Why isn’t everybody’s tax return public?
This isn’t the first time I’ve asked this. It tends to make for an interesting conversation starter, especially with the federal income tax deadline looming so close.
When it comes to President Trump, his enemies want to know his actual earnings and how low he was able to finagle his actual tax obligation. The demand is grounded in a reasonable assumption that transparency (and perhaps embarrassment) is a great weapon against corruption and privilege.
But if it would work at the highest level of government, why not elsewhere?
For the answer, you can turn to the land of my ancestry — Norway. Ever since the 1800s, individual tax records there have been public.
A schoolteacher in a town south of Oslo told the BBC a couple of years ago that she remembers people lining up in the old days to have a look through the huge books of personal tax information as soon as they were available each year for public inspection.

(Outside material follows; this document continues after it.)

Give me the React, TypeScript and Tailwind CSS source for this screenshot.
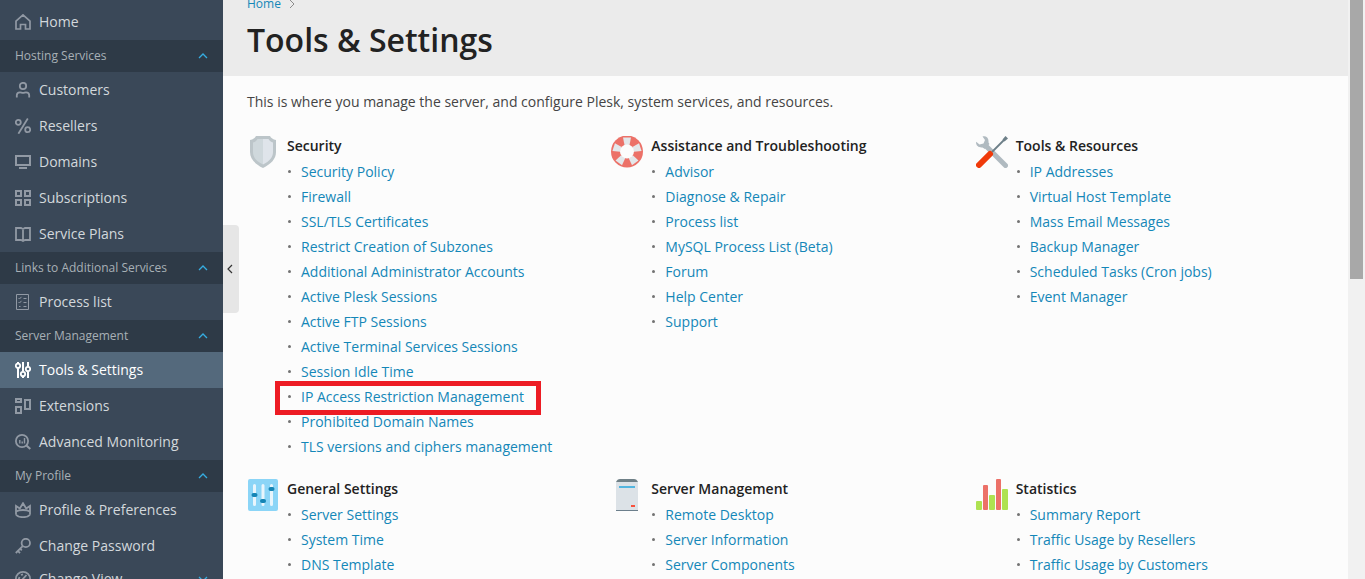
import type { ReactNode } from "react";

const NAV_ICONS: Record<string, ReactNode> = {
  home: <path d="M1 7.2 8 .9l7 6.3V15h-4.5v-4.5h-5V15H1z" strokeWidth="1.7" />,
  user: (
    <>
      <circle cx="8" cy="4" r="3.2" />
      <path d="M1.8 15.5v-2.2c0-1.8 1.4-3 3.2-3 1.2 0 1.6.6 3 .6s1.8-.6 3-.6c1.8 0 3.2 1.2 3.2 3v2.2" />
    </>
  ),
  percent: (
    <>
      <circle cx="3.3" cy="4.3" r="2.5" />
      <circle cx="12.7" cy="11.7" r="2.5" />
      <path d="M12.8.5 3.4 15.7" />
    </>
  ),
  monitor: (
    <>
      <path d="M1 2h14v9H1z" strokeWidth="2" />
      <path d="M4 14h8" strokeWidth="2" />
    </>
  ),
  grid: <path d="M1 1h5v5H1zM10 1h5v5h-5zM1 10h5v5H1zM10 10h5v5h-5z" strokeWidth="2" />,
  book: <path d="M1 2h5l2 1 2-1h5v12h-5l-2 1-2-1H1zM8 3v12" />,
  checklist: (
    <>
      <path d="M1.5.5h12v15h-12z" strokeWidth="1" />
      <path d="m3.5 4 1 1 2-2.2M3.5 8l1 1 2-2.2M8.5 4.5h3M8.5 8.5h3M8.5 12.5h3M4 12.5h1.5" strokeWidth="1" />
    </>
  ),
  sliders: (
    <>
      <path d="M3 0v1.5M3 6v10M8 0v9.5M8 14.5V16M13 0v4.5M13 9.5V16" strokeWidth="2" />
      <circle cx="3" cy="3.8" r="2.2" />
      <circle cx="8" cy="12" r="2.2" />
      <circle cx="13" cy="7" r="2.2" />
    </>
  ),
  blocks: <path d="M1 1h5v3H1zM1 9h5v6H1zM10 2h5v9h-5z" strokeWidth="2" />,
  analytics: (
    <>
      <circle cx="7" cy="7" r="6.1" />
      <path d="m11.5 11.5 3.8 3.5" strokeWidth="2.2" />
      <path d="M4.8 6v3.5M7.2 7.5v2M9.5 4v5.5" strokeWidth="1.4" />
    </>
  ),
  crown: (
    <>
      <path d="M1 12.8V4l3.8 2.5L8 1.2l3.2 5.3L15 4v8.8" />
      <path d="M1 9.5C3 8.3 5.500 8 8 8s5 .3 7 1.5" />
      <path d="M1 12.8C3 14.6 5.500 15.2 8 15.2s5-.6 7-2.4" />
    </>
  ),
  key: (
    <>
      <circle cx="10.8" cy="5" r="4.2" />
      <path d="M7.7 8.2.8 15M2.5 12.5l2.5 2.6M5 10.5l1.800 1.8" />
    </>
  ),
  gauge: (
    <>
      <circle cx="8" cy="8" r="7.1" />
      <path d="m6.5 9.5 5-5.5M3.5 9l1-3M6 4l2-.7" />
    </>
  ),
};

const NAV = [
  { title: "", items: [{ label: "Home", icon: "home" }] },
  {
    title: "Hosting Services",
    items: [
      { label: "Customers", icon: "user" },
      { label: "Resellers", icon: "percent" },
      { label: "Domains", icon: "monitor" },
      { label: "Subscriptions", icon: "grid" },
      { label: "Service Plans", icon: "book" },
    ],
  },
  { title: "Links to Additional Services", items: [{ label: "Process list", icon: "checklist" }] },
  {
    title: "Server Management",
    items: [
      { label: "Tools & Settings", icon: "sliders" },
      { label: "Extensions", icon: "blocks" },
      { label: "Advanced Monitoring", icon: "analytics" },
    ],
  },
  {
    title: "My Profile",
    items: [
      { label: "Profile & Preferences", icon: "crown" },
      { label: "Change Password", icon: "key" },
      { label: "Change View", icon: "gauge", expandable: true },
    ],
  },
];

const ACTIVE = "Tools & Settings";
const HIGHLIGHTED = "IP Access Restriction Management";

const SECTIONS = [
  {
    title: "Security",
    icon: (
      <>
        <path d="M9 0h14c1 2 3 3.5 6 4v12c0 7-5 12-13 16C8 28 3 23 3 16V4c3-.5 5-2 6-4z" fill="#bcc5c9" />
        <path d="M16 3h-5.500C9.5 5 8 6 6 6.5V16c0 5.5 3.5 9.2 10 12.5z" fill="#cfd8dc" />
        <path d="M16 3h5.500c1 2 2.500 3 4.500 3.500V16c0 5.500-3.500 9.200-10 12.500z" fill="#dfe4ea" />
      </>
    ),
    links: [
      "Security Policy",
      "Firewall",
      "SSL/TLS Certificates",
      "Restrict Creation of Subzones",
      "Additional Administrator Accounts",
      "Active Plesk Sessions",
      "Active FTP Sessions",
      "Active Terminal Services Sessions",
      "Session Idle Time",
      "IP Access Restriction Management",
      "Prohibited Domain Names",
      "TLS versions and ciphers management",
    ],
  },
  {
    title: "Assistance and Troubleshooting",
    icon: (
      <>
        <circle cx="16" cy="15.5" r="16" fill="#ec7168" />
        <g fill="#e3e7ea">
          <path d="M12 1.5h8L18.500 9h-5z" />
          <path d="M12 1.5h8L18.500 9h-5z" transform="rotate(72 16 15.5)" />
          <path d="M12 1.5h8L18.500 9h-5z" transform="rotate(144 16 15.5)" />
          <path d="M12 1.5h8L18.500 9h-5z" transform="rotate(216 16 15.5)" />
          <path d="M12 1.5h8L18.500 9h-5z" transform="rotate(288 16 15.5)" />
        </g>
        <circle cx="16" cy="15.5" r="7" fill="#fcfcfc" />
      </>
    ),
    links: [
      "Advisor",
      "Diagnose & Repair",
      "Process list",
      "MySQL Process List (Beta)",
      "Forum",
      "Help Center",
      "Support",
    ],
  },
  {
    title: "Tools & Resources",
    icon: (
      <>
        <path d="m10 10 19.5 19.5" stroke="#b0bac0" strokeWidth="5" strokeLinecap="round" />
        <path d="M6.500.5c3-1 6 .8 6 4.500 0 1.500 0 2 1 3l-5 5c-1-1-1.500-1.500-3-1.500C2 11.500-.5 9 .2 5.800L3.500 8.500 7.500 7.500 9 4z" fill="#b0bac0" />
        <path d="M16 16 29 3" stroke="#6d7f88" strokeWidth="1.8" />
        <path d="m26.5 3.500 3-3.500L32 2.500 28.500 5.500z" fill="#6d7f88" />
        <path d="M3 29 14 18" stroke="#f03a0a" strokeWidth="6" strokeLinecap="round" />
      </>
    ),
    links: [
      "IP Addresses",
      "Virtual Host Template",
      "Mass Email Messages",
      "Backup Manager",
      "Scheduled Tasks (Cron jobs)",
      "Event Manager",
    ],
  },
  {
    title: "General Settings",
    icon: (
      <>
        <rect x="1" width="30" height="32" rx="2" fill="#8bd5f7" />
        <path d="M7.5 6.5v19M16 6.5v19M24.5 6.5v19" stroke="#e8f5fc" strokeWidth="3" strokeLinecap="round" />
        <g fill="#1585b5">
          <rect x="4.5" y="14" width="6" height="4" rx="2" />
          <rect x="13" y="20" width="6" height="4" rx="2" />
          <rect x="21.5" y="8" width="6" height="4" rx="2" />
        </g>
      </>
    ),
    links: ["Server Settings", "System Time", "DNS Template"],
  },
  {
    title: "Server Management",
    icon: (
      <>
        <path d="M5 3c1-2 2-3 4-3h14c2 0 3 1 4 3z" fill="#6f8087" />
        <path d="M5 3h22v28H5z" fill="#dce2e7" />
        <path d="M5 31h22v1H5z" fill="#6c7f8c" />
        <path d="M8 7h16v2H8z" fill="#52b5df" />
        <path d="M20 26h4v2h-4z" fill="#f9523c" />
      </>
    ),
    links: ["Remote Desktop", "Server Information", "Server Components"],
  },
  {
    title: "Statistics",
    icon: (
      <>
        <g fill="#aee251">
          <rect y="22" width="6" height="9" rx="1" />
          <rect x="13" y="16" width="6" height="15" rx="1" />
          <rect x="26" y="10" width="6" height="21" rx="1" />
        </g>
        <g fill="#ec7168">
          <rect x="7" y="6" width="5" height="25" rx="1" />
          <rect x="20" width="5" height="31" rx="1" />
        </g>
      </>
    ),
    links: ["Summary Report", "Traffic Usage by Resellers", "Traffic Usage by Customers"],
  },
];

function Chevron({ down = false }: { down?: boolean }) {
  return (
    <svg className="w-2.5 h-2.5" viewBox="0 0 10 10" fill="none" stroke="#35ade1" strokeWidth="1.3">
      <path d={down ? "m1 3 4 4 4-4" : "m1 7 4-4 4 4"} />
    </svg>
  );
}

function NavItem({ label, icon, expandable }: { label: string; icon: string; expandable?: boolean }) {
  const active = label === ACTIVE;
  return (
    <a
      href="#"
      className={`flex items-center gap-2 px-[15px] text-[14px] leading-5 ${expandable ? "h-[30px]" : "h-9"} ${
        active ? "bg-[#54697c] text-white" : ""
      }`}
    >
      <svg
        className={`w-4 h-4 shrink-0 ${active ? "text-white" : "text-[#9199a4]"}`}
        viewBox="0 0 16 16"
        fill="none"
        stroke="currentColor"
        strokeWidth="1.8"
      >
        {NAV_ICONS[icon]}
      </svg>
      <span className="flex-1">{label}</span>
      {expandable && <Chevron down />}
    </a>
  );
}

function Sidebar() {
  return (
    <nav className="w-[223px] shrink-0 pt-1 bg-[#3a4858] text-[#d3d8dc]">
      {NAV.map((group) => (
        <div key={group.title}>
          {group.title && (
            <button
              type="button"
              aria-expanded="true"
              className="flex items-center justify-between w-full h-8 px-[15px] bg-[#2e3a47] text-[12px] text-[#a8b0b6]"
            >
              {group.title}
              <Chevron />
            </button>
          )}
          {group.items.map((item) => (
            <NavItem key={item.label} {...item} />
          ))}
        </div>
      ))}
    </nav>
  );
}

function Section({ title, icon, links }: (typeof SECTIONS)[number]) {
  return (
    <section className="flex items-start gap-2">
      <svg className="w-8 h-8 shrink-0" viewBox="0 0 32 32" fill="none">
        {icon}
      </svg>
      <div>
        <h2 className="leading-5 font-semibold text-[#222]">{title}</h2>
        <ul className="mt-[3px]">
          {links.map((link) => (
            <li key={link} className="relative flex items-center h-[25px]">
              <span className="w-[3px] h-[3px] ml-px mr-2.5 rounded-full bg-[#737373]" />
              <a href="#" className="text-[#1487b8] hover:underline">
                {link}
              </a>
              {link === HIGHLIGHTED && (
                <span className="absolute -top-[3px] -left-3 h-[34px] w-[266px] border-5 border-[#ed1c24] pointer-events-none" />
              )}
            </li>
          ))}
        </ul>
      </div>
    </section>
  );
}

export default function App() {
  return (
    <div className="flex h-screen overflow-hidden bg-[#fcfcfc] font-['Open_Sans',sans-serif] text-[14px] text-[#444]">
      <Sidebar />
      <main className="relative flex-1 min-w-0">
        <header className="h-[76px] px-6 bg-[#ebebeb]">
          <div className="flex items-center gap-2 h-2 text-[12px]">
            <a href="#" className="text-[#1487b8]">
              Home
            </a>
            <svg className="w-1.5 h-2.5" viewBox="0 0 6 10" fill="none" stroke="#8c8c8c">
              <path d="m1 1 4 4-4 4" />
            </svg>
          </div>
          <h1 className="pt-3 text-[32px] leading-10 font-semibold text-[#222]">Tools &amp; Settings</h1>
        </header>
        <button
          type="button"
          aria-label="Collapse sidebar"
          className="absolute left-0 top-[225px] flex items-center justify-center w-4 h-[88px] rounded-r bg-[#e6e6e6]"
        >
          <svg className="w-2 h-2.5" viewBox="0 0 8 10" fill="none" stroke="#333" strokeWidth="1.2">
            <path d="M5 1 1 5l4 4" />
          </svg>
        </button>
        <div className="px-6 pt-4">
          <p className="leading-5">
            This is where you manage the server, and configure Plesk, system services, and resources.
          </p>
          <div className="grid grid-cols-3 gap-x-4 gap-y-5 mt-6">
            {SECTIONS.map((section) => (
              <Section key={section.title} {...section} />
            ))}
          </div>
        </div>
      </main>
      <div className="w-[17px] shrink-0 px-0.5 bg-[#f1f1f1]">
        <div className="h-[279px] bg-[#a8a8a8]" />
      </div>
    </div>
  );
}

You could learn anyone’s net income, net assets and how much they paid in taxes, but you had to hurry because people were waiting in line behind you.
You can imagine what the digital age did to this ritual. Starting in 2001, the information went online, and Norwegian media put it all on easily navigated websites. Someone developed apps that would automatically rank your Facebook friends by income or that would compare individual earnings by geographic area.
The editor of continentaltelegraph.com said the nation became so obsessed with seeing how much neighbors made that the media began calling this pastime “tax porn.”
Transparency is one thing. But when it leads to something akin to stalking, that’s another. Freedom’s inherent weakness lies in its vulnerabilities. At one extreme, tax cheats are exposed and the wealthy are pressured into paying their fair share. At the other, kids bully wealthy classmates, adults become resentful of their friends and criminals can zero in on wealthy targets.
After several years of this, Norway adjusted its laws. Tax records remain open, but to access them people now must first enter their national ID numbers. Any citizen has free access to see exactly who has been snooping around their data. As a result, the volume of curiosity seekers has dropped to one-tenth of what it had been, the director of Norway’s tax authority told the BBC.
Given the tenor of discussions I see on social media, often by people using their real names, that might not be such a deterrent in this country.
You do, whether you realize it or not, have access to most public employee salaries. Websites such as openthebooks.com can tell you every one of these from U of U football coach Kyle Whittingham to the humblest of charter school teachers.
But income tax returns are not public, and the salary information generates little, if any, interest.
The question over whether to make all returns public in this country is not new. It raged a century ago, right after the income tax first was made legal.
The New York Times back then argued for total openness, even citing the Bible in its defense.
“All privacy is scandalous,” the paper said. “These are the scriptural days when there is nothing covered which shall not be revealed and nothing hid that shall not be known. … Every man ought to prove that he is or is not taxable.”
Of course, that was back when the idea was that only the richest citizens would have to pay income tax. That idea vanished quickly, and I’m glad the idea of complete transparency did, too.
We can keep pressuring politicians to release their returns, but civility is hard enough to maintain without having regular folks snooping in each other’s assets and deductions, regardless of the good it might do.